We don't talk about Pun-Pun
So a few years back, a friend of mine and I were invited to a 5e game. The premise was that the PC's would be dragged to an unknown world to fulfill a prophecy. We decided to remake a pair of 3e characters we had that worked well together, which was interesting, as some of the options had obviously changed.

For example, his Bard/Barbarian/Dragon Disciple was now a Barbarian/Dragon Sorcerer. And my Cleric with the Magic Domain was now an Arcana Cleric with a level of Wizard. We were having a blast, but the DM seemed bothered by something.

A few sessions in, he finally admitted that he was intimidated by our backstories and how well our characters worked together- he felt our stories were overshadowing his own adventure (?) and that we'd taken over the game, because any time there was a decision, we had a "voting bloc" that could often force the other players into doing what we thought was best.

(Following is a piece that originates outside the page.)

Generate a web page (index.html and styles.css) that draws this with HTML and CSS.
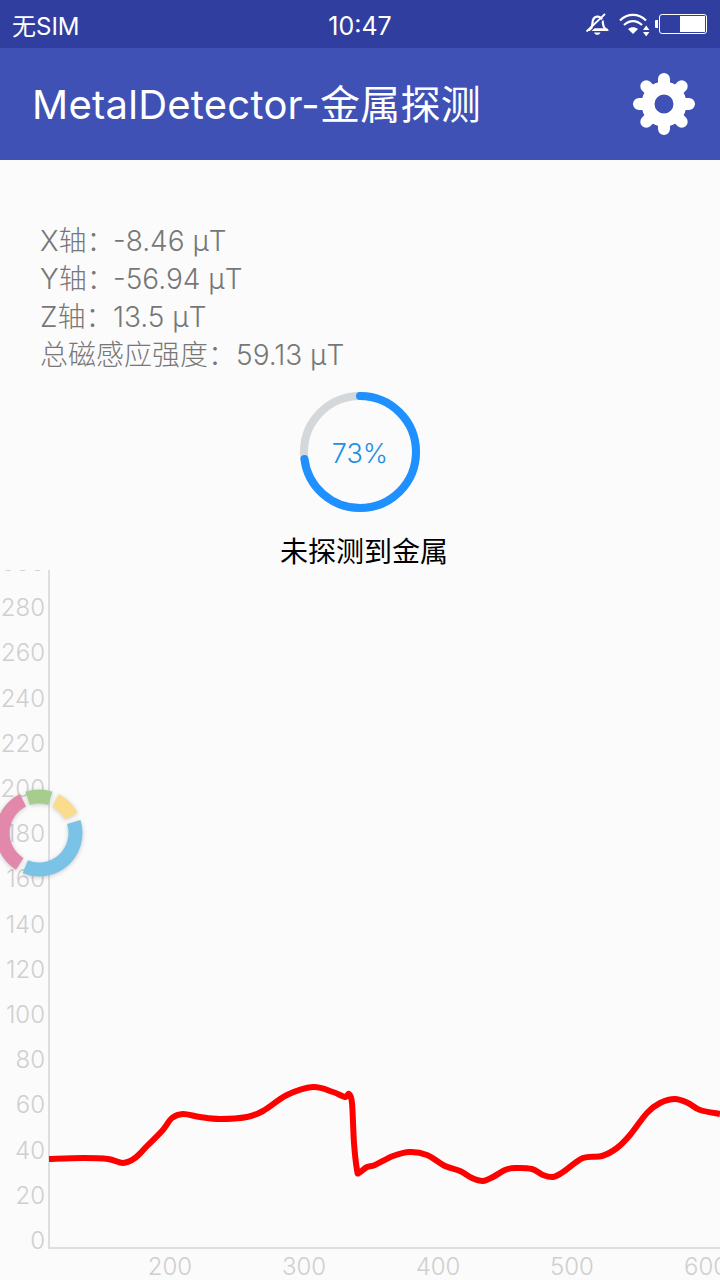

I have to admit, I was a little blindsided- as others have noted, back in the day, bringing old characters to new tables was just the thing you did. Sure, I had a 8-page backstory and a journal of my past adventures (which I was updating for this new one) and sometimes the other player and I would share anecdotes of our past or use pre-arranged tactics, but the premise was that everyone was already an experienced adventurer, so this was simply the sort of thing you'd expect...right?

In the end, I suppose it just goes to show that not every DM wants to deal with old baggage.

I never gave it much thought, but I wonder when characters moving from one campaign to another stopped being a thing, and why.